A space design that reflects our values and process
For our new studio space in London’s Shoreditch area, we commissioned and collaborated with the Sam Jacob Studio.
The SJS’s approach was to create a raw yet refined atmosphere, where each component of the space is articulated. By making the decisions and assembly visible in the project’s finished state, it retains a sense of the design process and thinking.
As an international design studio, we value ‘collective openness’ and celebrate different viewpoints and skill-sets. The collection of raw-yet-curated materials used in this new space reflects this sentiment. Our studio now not only represents how we work in a very honest manner but also gives us inspiration and surprises.
The design utilised a rich mix of both natural and industrial materials; cement board are set next to marble panels, cast concrete objects are used alongside chunks of timber. These are brought together to create a language of contrasting materials with different values, textures, finishes and reference points. Rather than resolving into a single aesthetic, the pallet feels more like an architect’s material library, where unexpected juxtapositions occur through cataloguing.
This variety is held together by frameworks and armatures that give the space its structure. Powder-coated steel frames are used to create the skeleton of the kitchen/workshop space, with appliances, panelling, cupboards and storage simply slotted in. The same powder-coated frames are used to create specially designed furniture including a long central table for the office. Panels of marble, plywood and cement board are dropped into these simple frames to create tabletops.
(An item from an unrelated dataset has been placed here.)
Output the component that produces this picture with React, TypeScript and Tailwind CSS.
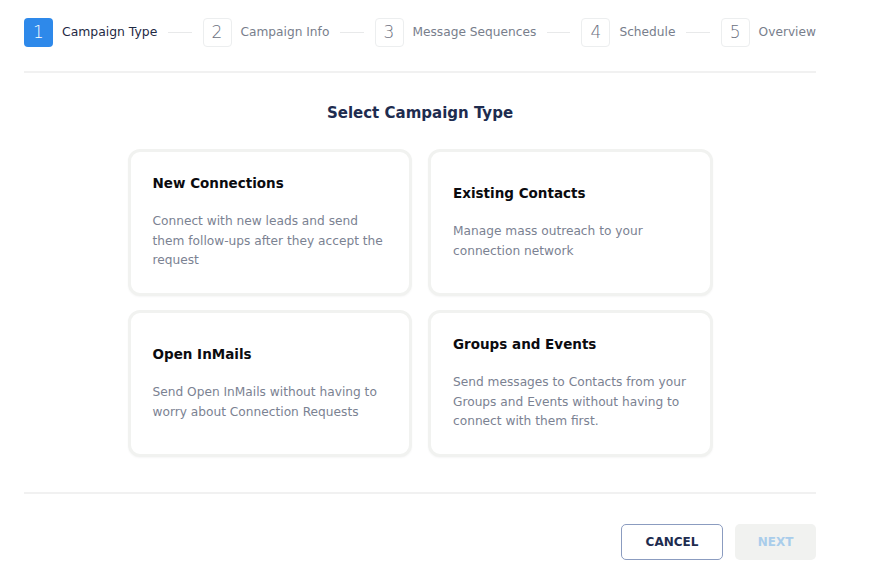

New partitions and shelving are created by assembling materials in a series of ‘stacks’ and ‘piles’. White horizontal planks are supported by a series of objects and material fragments, O’s and X’s cast in concrete, orange-tinted acrylic tubes, sections of a silver birch tree, reflective chromed pipe, even piles of material offcuts salvaged from the process of fabrication are used to create the stacked structures.
It's a system that learns from the most basic ways of placing one material on top of another where the process of assembly becomes the formal arrangement. Shelves created by the act of putting things on a shelf.
Sam Jacob said:
“It's always great to work with clients who themselves are designers. Takram works in a very different field but our discussions were very fluid and inspiring. We wanted to articulate something of the process of design through the project, a place where the practicalities of project making become inspiring and unexpected.